Identify all lines of the data containing the string "components" and copy them.

(Data block)
:::
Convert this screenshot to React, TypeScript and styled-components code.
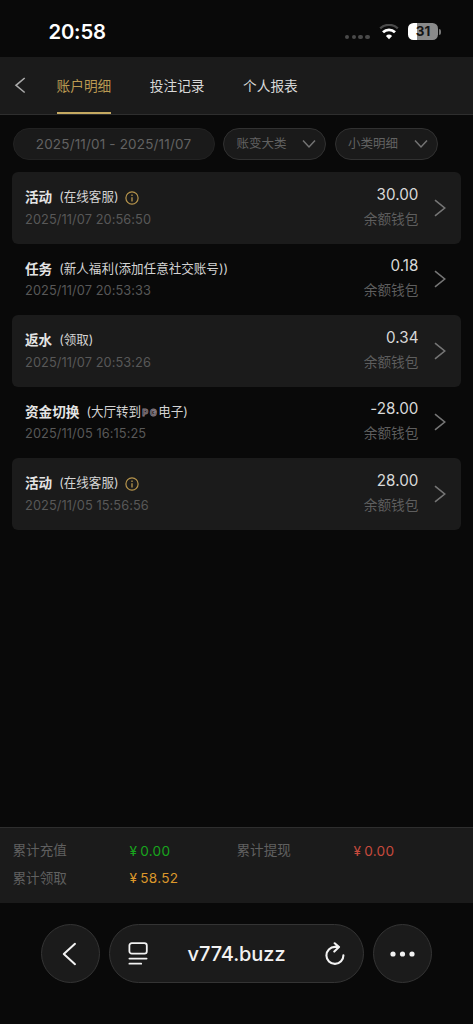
import React from "react";
import styled, { createGlobalStyle } from "styled-components";

const GlobalStyle = createGlobalStyle`
  *, *::before, *::after { box-sizing: border-box; }
  body {
    margin: 0;
    background: #090909;
    font-family: Inter, "Noto Sans CJK SC", sans-serif;
  }
`;

const Screen = styled.div`
  display: flex;
  flex-direction: column;
  width: 473px;
  height: 1024px;
  overflow: hidden;
  background: #090909;
  color: #dedede;
  white-space: nowrap;
`;

const StatusBar = styled.div`
  display: flex;
  align-items: center;
  height: 57px;
  padding: 6px 32px 0 48.5px;
`;

const Clock = styled.span`
  flex: 1;
  font-size: 20.3px;
  line-height: 24px;
  font-weight: 600;
  letter-spacing: -0.2px;
  color: #fff;
`;

const Signal = styled.div`
  display: flex;
  gap: 2.3px;
  margin: 11px 9px 0 0;
`;

const SignalDot = styled.i`
  width: 4.4px;
  height: 4.4px;
  border-radius: 50%;
  background: #4a4a4a;
`;

const Battery = styled.div`
  display: flex;
  align-items: center;
  justify-content: center;
  width: 30px;
  height: 17px;
  margin-left: 9.5px;
  border-radius: 5.5px;
  background: linear-gradient(90deg, #fff 31%, #8a8a8a 31%);
  color: #151515;
  font-size: 13.5px;
  line-height: 17px;
  font-weight: 700;
`;

const BatteryCap = styled.i`
  width: 2px;
  height: 6px;
  margin-left: 1px;
  border-radius: 0 2px 2px 0;
  background: #777;
`;

const Header = styled.header`
  display: flex;
  height: 58px;
  padding-left: 14px;
  background: #1b1b1b;
  border-bottom: 1.5px solid #2e2e2e;
`;

const BackIcon = styled.svg`
  width: 13px;
  height: 18px;
  margin: 19px 29.5px 0 0;
`;

const Tabs = styled.nav`
  display: flex;
  gap: 38.5px;
`;

const Tab = styled.span<{ $active?: boolean }>`
  height: 57px;
  padding-top: 18.5px;
  font-size: 13.7px;
  line-height: 20px;
  color: ${(p) => (p.$active ? "#bb9a52" : "#d8d8d8")};
  border-bottom: 2px solid ${(p) => (p.$active ? "#c5a961" : "transparent")};
`;

const Filters = styled.div`
  display: flex;
  gap: 8.5px;
  padding: 13px 12px 12.5px 12.5px;
`;

const FilterPill = styled.div<{ $w: number; $date?: boolean }>`
  display: flex;
  align-items: center;
  justify-content: ${(p) => (p.$date ? "center" : "space-between")};
  width: ${(p) => p.$w}px;
  height: 31.5px;
  padding: ${(p) => (p.$date ? "0" : "0 9px 0 12.5px")};
  border: 1px solid ${(p) => (p.$date ? "#222" : "#313131")};
  border-radius: 16px;
  background: #1a1a1a;
  color: #626262;
  font-size: ${(p) => (p.$date ? 13.5 : 12.5)}px;
  letter-spacing: ${(p) => (p.$date ? 0.17 : 0)}px;
  line-height: 20px;
`;

const List = styled.main`
  flex: 1;
  padding: 0 12px;
`;

const Row = styled.article<{ $filled: boolean }>`
  display: flex;
  align-items: center;
  height: 71.5px;
  padding: 0 15px 0 13px;
  border-radius: 6px;
  background: ${(p) => (p.$filled ? "#1b1b1b" : "transparent")};
`;

const Details = styled.div`
  flex: 1;
  padding-top: 1px;
`;

const TitleLine = styled.div`
  display: flex;
  align-items: center;
  height: 20px;
  padding-top: 1px;
`;

const Kind = styled.strong`
  margin-right: 7px;
  font-size: 13.6px;
  line-height: 20px;
  font-weight: 700;
  color: #e4e4e4;
`;

const Note = styled.span`
  font-size: 12.55px;
  line-height: 20px;
  color: #d4d4d4;
`;

const Provider = styled.span`
  display: inline-block;
  width: 17px;
  font-size: 9px;
  line-height: 9px;
  font-weight: 700;
  letter-spacing: 2px;
  padding-left: 1px;
  color: #17171c;
  -webkit-text-stroke: 0.9px #857a80;
`;

const InfoIcon = styled.svg`
  width: 14px;
  height: 14px;
  margin: 1px 0 0 6px;
`;

const Time = styled.div`
  margin-top: 3px;
  font-size: 12.8px;
  line-height: 20px;
  letter-spacing: 0.08px;
  color: #585858;
`;

const Money = styled.div`
  margin-right: 15.5px;
  text-align: right;
`;

const Amount = styled.div`
  height: 22px;
  font-size: 15.2px;
  line-height: 17px;
  letter-spacing: 0.05px;
  color: #d8d8d8;
`;

const Wallet = styled.div`
  font-size: 13.7px;
  line-height: 22px;
  color: #5e5e5e;
`;

const Summary = styled.footer`
  display: grid;
  grid-template-columns: 117px 107px 117px 1fr;
  grid-auto-rows: 27.5px;
  align-content: start;
  align-items: center;
  height: 76px;
  padding: 8.5px 12px 0 12.5px;
  border-top: 1.5px solid #2e2e2e;
  background: #1b1b1b;
  font-size: 13.6px;
  line-height: 20px;
`;

const Label = styled.span`
  color: #606060;
`;

const Total = styled.span<{ $color: string }>`
  color: ${(p) => p.$color};
  padding-top: 1px;
  letter-spacing: 0.25px;
  word-spacing: -1px;
`;

const BrowserBar = styled.div`
  display: flex;
  justify-content: space-between;
  height: 121px;
  padding: 21px 41px 0;
`;

const RoundButton = styled.button`
  display: flex;
  align-items: center;
  justify-content: center;
  width: 59px;
  height: 59px;
  padding: 0;
  border: 1px solid #343434;
  border-radius: 50%;
  background: #1b1b1b;
`;

const BackArrow = styled.svg`
  margin-right: 2px;
`;

const AddressBar = styled.div`
  display: flex;
  align-items: center;
  justify-content: space-between;
  width: 255px;
  height: 59px;
  padding: 0 18px;
  border: 1px solid #343434;
  border-radius: 30px;
  background: #1b1b1b;
  color: #f2f2f2;
  font-size: 20px;
  font-weight: 500;
  letter-spacing: -0.1px;
`;

const DownChevron = () => (
  <svg width="14" height="10" viewBox="0 0 14 10" fill="none" stroke="#747474" strokeWidth="1.5">
    <path d="M1 1.5 7 8l6-6.5" />
  </svg>
);

const RightChevron = () => (
  <svg width="12" height="18" viewBox="0 0 12 18" fill="none" stroke="#757575" strokeWidth="1.6">
    <path d="m1 1.2 9.7 7.8L1 16.8" />
  </svg>
);

const Info = () => (
  <InfoIcon viewBox="0 0 14 14" fill="none" stroke="#b6944c" strokeWidth="1.2">
    <circle cx="7" cy="7" r="6.1" />
    <path d="M7 6.2v4.2M7 3.6v1.3" strokeWidth="1.3" />
  </InfoIcon>
);

const records = [
  { kind: "活动", note: "(在线客服)", info: true, time: "2025/11/07 20:56:50", amount: "30.00" },
  { kind: "任务", note: "(新人福利(添加任意社交账号))", time: "2025/11/07 20:53:33", amount: "0.18" },
  { kind: "返水", note: "(领取)", time: "2025/11/07 20:53:26", amount: "0.34" },
  {
    kind: "资金切换",
    note: <>(大厅转到<Provider>PG</Provider>电子)</>,
    time: "2025/11/05 16:15:25",
    amount: "-28.00",
  },
  { kind: "活动", note: "(在线客服)", info: true, time: "2025/11/05 15:56:56", amount: "28.00" },
];

export default function App() {
  return (
    <>
      <GlobalStyle />
      <Screen>
        <StatusBar>
          <Clock>20:58</Clock>
          <Signal>
            <SignalDot />
            <SignalDot />
            <SignalDot />
            <SignalDot />
          </Signal>
          <svg width="20" height="16" viewBox="0 0 20 16" fill="none">
            <path d="M1.2 4.4a12.7 12.7 0 0 1 17.6 0" stroke="#4a4a4a" strokeWidth="2.3" />
            <path d="M4 8.3a8.6 8.6 0 0 1 12 0" stroke="#fff" strokeWidth="2.8" />
            <path d="M6.9 11.9a4.6 4.6 0 0 1 6.2 0L10 15.3Z" fill="#fff" />
          </svg>
          <Battery>31</Battery>
          <BatteryCap />
        </StatusBar>
        <Header>
          <BackIcon viewBox="0 0 13 18" fill="none" stroke="#aaa" strokeWidth="1.6">
            <path d="M10.7 2 2 9.3l8.7 7.2" />
          </BackIcon>
          <Tabs>
            <Tab $active>账户明细</Tab>
            <Tab>投注记录</Tab>
            <Tab>个人报表</Tab>
          </Tabs>
        </Header>
        <Filters>
          <FilterPill $w={202} $date>2025/11/01 - 2025/11/07</FilterPill>
          <FilterPill $w={103}>
            账变大类
            <DownChevron />
          </FilterPill>
          <FilterPill $w={103}>
            小类明细
            <DownChevron />
          </FilterPill>
        </Filters>
        <List>
          {records.map((r, i) => (
            <Row key={r.time} $filled={i % 2 === 0}>
              <Details>
                <TitleLine>
                  <Kind>{r.kind}</Kind>
                  <Note>{r.note}</Note>
                  {r.info && <Info />}
                </TitleLine>
                <Time>{r.time}</Time>
              </Details>
              <Money>
                <Amount>{r.amount}</Amount>
                <Wallet>余额钱包</Wallet>
              </Money>
              <RightChevron />
            </Row>
          ))}
        </List>
        <Summary>
          <Label>累计充值</Label>
          <Total $color="#18a51d">¥ 0.00</Total>
          <Label>累计提现</Label>
          <Total $color="#c74a3d">¥ 0.00</Total>
          <Label>累计领取</Label>
          <Total $color="#dc982b">¥ 58.52</Total>
        </Summary>
        <BrowserBar>
          <RoundButton aria-label="back">
            <BackArrow width="16" height="24" viewBox="0 0 16 24" fill="none" stroke="#f2f2f2" strokeWidth="2" strokeLinecap="round" strokeLinejoin="round">
              <path d="M13 1.8 1.8 12 13 22.2" />
            </BackArrow>
          </RoundButton>
          <AddressBar>
            <svg width="20" height="23" viewBox="0 0 20 23" fill="none" stroke="#f2f2f2" strokeWidth="1.8" strokeLinecap="round">
              <rect x="1.4" y="1.2" width="17.4" height="10.4" rx="2.4" />
              <path d="M1.4 16.6h17.2M1.4 21.7h11.8" />
            </svg>
            <span>v774.buzz</span>
            <svg width="20" height="24" viewBox="0 0 20 24" fill="none" stroke="#f2f2f2" strokeWidth="2.1" strokeLinecap="round" strokeLinejoin="round">
              <path d="M18.4 13.2a8.5 8.5 0 1 1-8.5-8.3h4M9.7 1.3l4.3 3.8-4.7 4.5" />
            </svg>
          </AddressBar>
          <RoundButton aria-label="more">
            <svg width="26" height="6" viewBox="0 0 26 6" fill="#f2f2f2">
              <circle cx="3" cy="3" r="2.6" />
              <circle cx="12.5" cy="3" r="2.6" />
              <circle cx="22" cy="3" r="2.6" />
            </svg>
          </RoundButton>
        </BrowserBar>
      </Screen>
    </>
  );
}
:::
(Answer for the task)
Convert this screenshot to React, TypeScript and styled-components code.
import styled, { createGlobalStyle } from "styled-components";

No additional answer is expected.